Minor Hotels: Scaling Profitability and Expanding Global Footprint
Minor Hotels reported a net earnings increase of 63% y-y in 9M25, led by positive growth in hotel operations, particularly in Europe and the Maldives, together with net gains from selective asset sales. For 3Q25, reported profit improved significantly as a result of improved underlying operations and unrealized derivatives performance.
- Europe & Americas achieved 4% RevPar growth y-y in 9M25 despite high comparison base from major sport and music events in the prior year. The portfolio’s strong brand equity and prime hotel locations continued to attract high occupancy and support sustained rate growth.
- Maldives experiences a strong growth trajectory in 9M25, with RevPar surging 21% y-y, supported by strong demand from diversified source markets.
- Thailand posted a modest 1% RevPar increase, as a 12% uplift in average room rates offset the temporary occupancy reduction from ongoing renovations at flagship properties.
During the quarter, Minor Hotels expanded its portfolio with a new property in Australia, entered Peru, launched the first Colbert Collection hotel in the UAE and announced its market entry into Egypt through a strategic partnership with a strong local partner.
Minor Food: Product Innovation and Operational Execution Strengthen Resilience
Minor Food reported a 26% y-y increase in reported net earnings in 9M25, mainly from its Thailand operations and strategic realignment of its ownership in Art of Baking, which brought Europastry, a leading global bakery operator as an additional shareholder to accelerate scale and regional expansion in bakery sector. Meanwhile, 3Q25 also delivered strong performance with 16% y-y growth in reported profit.
- Bonchon, GAGA, and Burger King continued to perform strongly, propelled by the success of new product launches and strong operational management.
- Minor Food’s brand strength has led to increased franchise signings and expanding partnerships. During the period, new franchised stores of Bonchon, GAGA, Dairy Queen, and Swensen’s were added in Thailand while store openings for GAGA and Dairy Queen were accelerated in Indonesia.
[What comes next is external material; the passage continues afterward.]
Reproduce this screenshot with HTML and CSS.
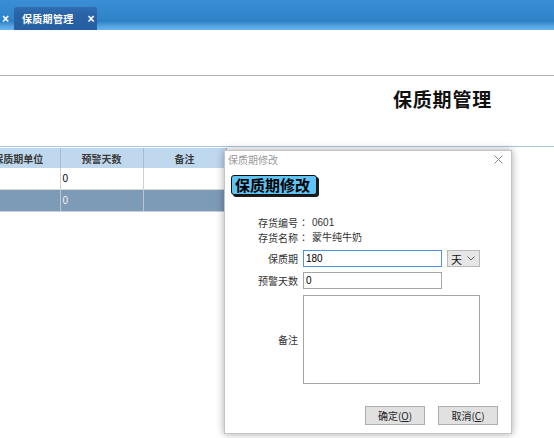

- Extension of new concepts advanced further, with Sizzler introducing Sandwich Society, a premium sandwich concept, alongside a new Italian homemade dining restaurant, Hey Gusto, designed to capture popular consumer trends and broaden brand appeal.
CEO Commentary
Dillip Rajakarier, Group CEO of Minor International, commented:
“We are proud to achieve outstanding net profit growth amidst a volatile operating environment. Excluding non-core items, we registered a double-digit increase in core profit growth, which rose 13% y-y in 9M25. These solid results enable us to deliver consistent returns to shareholders through dividend distributions, while positioning the company for sustainable continued future growth. We remain focused on driving profitability, strengthening our financial position, and accelerating innovation across our global portfolio, as we remain confident in our ability to deliver on our long-term growth commitments.”
He further added, “Another key priority is strategic value creation, aimed at unlocking untapped portions of the Company’s intrinsic value through a REIT IPO, expected to take place in mid-next year, alongside ongoing plans to realign our business portfolio. These initiatives will further drive MINT’s transformation toward a more asset-light model, increase returns on capital and better reflect the core performance of each business unit.”